In Germany, the results of the recent European elections, as well as the elections for the legislative assembly in the city state of Bremen, have lead to the first big-scale resignation. Andrea Nahles, the chairlady of the Social Democratic Party of Germany (SPD) and its parliamentary group leader, stepped down.

She said she wanted to vacate both of her positions by Tuesday. Malu Dreyer, the governor of Rhineland-Palatinate, will be party leader provisionally until a successor for Nahles has been found.

Although Andrea Nahles is known to be intelligent and a hard worker, she was not the right person for leading the party, according to some colleagues. While she delivered political successes, those were not really credited to her or her party. Some of her performances in front of TV cameras were questionable.

On Sunday, Andrea Nahles stated she had taken over her two high positions in difficult times. Indeed the SPD, Germany’s oldest party, was already in trouble, judging from the plummeting number of votes it got in almost all elections, both on the federal level and in the provinces.

“We are working on putting the party back on its feet”, Nahles said in a statement. Also, voters needed to be convinced with new content. “Managing to do both is a challenge which requires mutual support.” In the past weeks, party colleagues had doubted she was still backed well enough inside the SPD.

Andrea Nahles also said she hoped her party would succeed in gaining trust and strengthening mutual respect again. The country needed a strong SPD.

In the European elections, the SPD had gotten only 15.8 percent of the vote, a week ago. It is now only the third-largest party behind Angela Merkel’s conservative CDU and the Greens.
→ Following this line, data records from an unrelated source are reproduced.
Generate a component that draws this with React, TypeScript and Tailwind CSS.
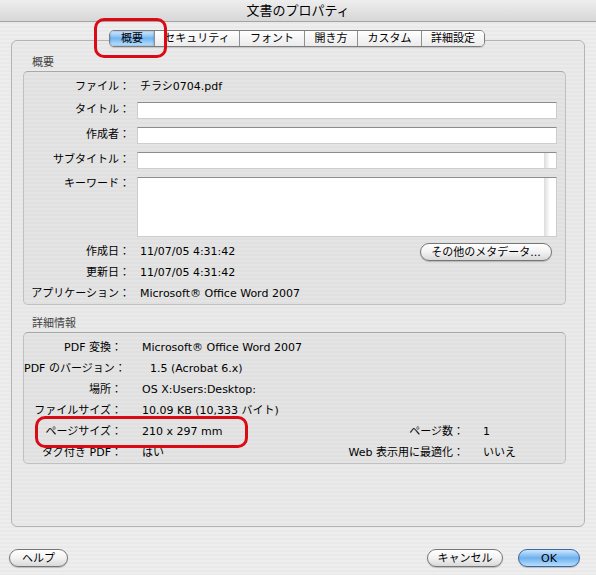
import React from "react";

const tabs = [
  { name: "概要", w: "w-[44px]", active: true },
  { name: "セキュリティ", w: "w-[85px]" },
  { name: "フォント", w: "w-[65px]" },
  { name: "開き方", w: "w-[53px]" },
  { name: "カスタム", w: "w-[64px]" },
  { name: "詳細設定", w: "w-[63px]" },
];

function Field({ h = "h-[17px]", scroll = false }: { h?: string; scroll?: boolean }) {
  return (
    <div className={`ml-[7px] w-[420px] ${h} bg-white border border-[#cdcdcd] border-t-[#8c8c8c] flex justify-end`}>
      {scroll && <div className="w-[12px] h-full bg-linear-to-r from-[#dcdcdc] via-white to-white" />}
    </div>
  );
}

function Label({ children, w = "w-[106px]" }: { children: React.ReactNode; w?: string }) {
  return <div className={`${w} shrink-0 text-right whitespace-nowrap`}>{children}</div>;
}

function PillButton({ children, w, blue = false }: { children: React.ReactNode; w: string; blue?: boolean }) {
  return (
    <button
      className={`${w} h-[18px] rounded-full border text-[11px] leading-none flex items-center justify-center shadow-[0_1px_1px_rgba(0,0,0,0.2)] ${
        blue
          ? "border-[#3b66a3] bg-linear-to-b from-[#cde6fc] via-[#6cb0ee] to-[#b8defd]"
          : "border-[#767676] bg-linear-to-b from-white via-[#f2f2f2] to-[#d9d9d9]"
      }`}
    >
      {children}
    </button>
  );
}

export default function App() {
  return (
    <div className="relative w-[596px] h-[575px] overflow-hidden text-[11px] text-black font-['DejaVu_Sans','Noto_Sans_CJK_JP',sans-serif] bg-[repeating-linear-gradient(180deg,#eeeeee_0px,#eeeeee_2px,#e9e9e9_2px,#e9e9e9_4px)]">
      {/* title bar */}
      <div className="h-[22px] flex items-center justify-center text-[13px] border-b border-[#a3a3a3] bg-linear-to-b from-[#eeeeee] to-[#d7d7d7]">
        文書のプロパティ
      </div>

      {/* tab pane */}
      <div className="relative ml-[11px] mt-[18px] w-[574px] h-[487px] border border-[#b4b4b4] rounded-[6px] bg-[repeating-linear-gradient(180deg,#eaeaea_0px,#eaeaea_2px,#e6e6e6_2px,#e6e6e6_4px)]">
        <div className="absolute top-[-11px] left-[97px] flex h-[17px] border border-[#7d7d7d] rounded-[5px] overflow-hidden shadow-[0_1px_1px_rgba(0,0,0,0.15)]">
          {tabs.map((t, i) => (
            <div
              key={t.name}
              className={`${t.w} h-full flex items-center justify-center text-[11px] leading-none ${
                i > 0 ? "border-l border-[#8f8f8f]" : ""
              } ${
                t.active
                  ? "bg-linear-to-b from-[#d6ebfd] via-[#72b5f0] to-[#c1e4fd] shadow-[inset_0_0_2px_rgba(30,80,150,0.6)]"
                  : "bg-linear-to-b from-white to-[#ebebeb]"
              }`}
            >
              {t.name}
            </div>
          ))}
        </div>

        <div className="pt-[14px] pl-[11px]">
          <div className="h-[16px] leading-[16px] pl-[9px] text-[#444]">概要</div>
          <div className="w-[543px] h-[234px] border border-[#c0c0c0] border-t-[#a8a8a8] rounded-[5px] bg-[repeating-linear-gradient(180deg,#e4e4e4_0px,#e4e4e4_2px,#e0e0e0_2px,#e0e0e0_4px)] pt-[6px]">
            <div className="h-[18px] flex items-center pt-[1px]">
              <Label>ファイル：</Label>
              <div className="ml-[10px]">チラシ0704.pdf</div>
            </div>
            <div className="mt-[6px] flex items-center">
              <Label>タイトル：</Label>
              <Field />
            </div>
            <div className="mt-[8px] flex items-center">
              <Label>作成者：</Label>
              <Field />
            </div>
            <div className="mt-[8px] flex items-center">
              <Label>サブタイトル：</Label>
              <Field scroll />
            </div>
            <div className="mt-[8px] flex items-start">
              <Label>
                <div className="leading-[14px]">キーワード：</div>
              </Label>
              <Field h="h-[60px]" scroll />
            </div>
            <div className="mt-[5px] h-[20px] flex items-center">
              <Label>作成日：</Label>
              <div className="ml-[10px]">11/07/05 4:31:42</div>
              <div className="flex-1" />
              <div className="mr-[13px]">
                <PillButton w="w-[132px]">その他のメタデータ...</PillButton>
              </div>
            </div>
            <div className="h-[21px] flex items-center pt-[1px]">
              <Label>更新日：</Label>
              <div className="ml-[10px]">11/07/05 4:31:42</div>
            </div>
            <div className="h-[21px] flex items-center pt-[1px]">
              <Label>アプリケーション：</Label>
              <div className="ml-[10px]">Microsoft® Office Word 2007</div>
            </div>
          </div>

          <div className="mt-[11px] h-[16px] leading-[16px] pl-[9px] text-[#444]">詳細情報</div>
          <div className="w-[543px] h-[132px] border border-[#c0c0c0] border-t-[#a8a8a8] rounded-[5px] bg-[repeating-linear-gradient(180deg,#e4e4e4_0px,#e4e4e4_2px,#e0e0e0_2px,#e0e0e0_4px)] pt-[5px]">
            <div className="h-[21px] flex items-center">
              <Label w="w-[98px]">PDF 変換：</Label>
              <div className="ml-[20px]">Microsoft® Office Word 2007</div>
            </div>
            <div className="h-[21px] flex items-center">
              <Label w="w-[98px]">PDF のバージョン：</Label>
              <div className="ml-[28px]">1.5 (Acrobat 6.x)</div>
            </div>
            <div className="h-[21px] flex items-center">
              <Label w="w-[98px]">場所：</Label>
              <div className="ml-[20px]">OS X:Users:Desktop:</div>
            </div>
            <div className="h-[21px] flex items-center">
              <Label w="w-[98px]">ファイルサイズ：</Label>
              <div className="ml-[20px]">10.09 KB (10,333 バイト)</div>
            </div>
            <div className="h-[21px] flex items-center">
              <Label w="w-[98px]">ページサイズ：</Label>
              <div className="ml-[20px] flex-1">210 x 297 mm</div>
              <div className="text-right">ページ数：</div>
              <div className="w-[101px] pl-[19px]">1</div>
            </div>
            <div className="h-[20px] flex items-center">
              <Label w="w-[98px]">タグ付き PDF：</Label>
              <div className="ml-[20px] flex-1">はい</div>
              <div className="text-right">Web 表示用に最適化：</div>
              <div className="w-[101px] pl-[19px]">いいえ</div>
            </div>
          </div>
        </div>
      </div>

      {/* bottom buttons */}
      <div className="mt-[22px] flex items-center pl-[9px] pr-[16px]">
        <PillButton w="w-[59px]">ヘルプ</PillButton>
        <div className="flex-1" />
        <PillButton w="w-[76px]">キャンセル</PillButton>
        <div className="w-[15px]" />
        <PillButton w="w-[62px]" blue>
          OK
        </PillButton>
      </div>

      {/* red annotation marks */}
      <div className="absolute left-[94px] top-[18px] w-[73px] h-[40px] border-[3px] border-[#dc0a14] rounded-[10px]" />
      <div className="absolute left-[35px] top-[416px] w-[213px] h-[32px] border-[3px] border-[#dc0a14] rounded-[10px]" />
    </div>
  );
}
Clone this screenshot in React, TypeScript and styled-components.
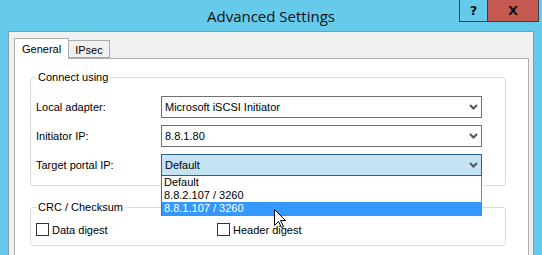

At the same time, the SPD lost the election in Bremen to the CDU for the first time ever.

Entering yet another grand coalition with Chancellor Merkel had been seen as a mistake by many SPD members, including Nahles herself. But two years ago, the party was pressured into it by President Frank-Walter Steinmeier, who is an SPD member himself, after the liberal FDP suddenly left the coalition talks.

A step designed to end a political crisis, joining Mrs. Merkel again, increased the SPD’s problems substantially. From a big-tent party, the SPD was degraded to a mid-size party within a decade.

Whether more political heads will roll anytime soon, including Chancellor Merkel’s, because her party lost quite big as well, is not foreseeable right now.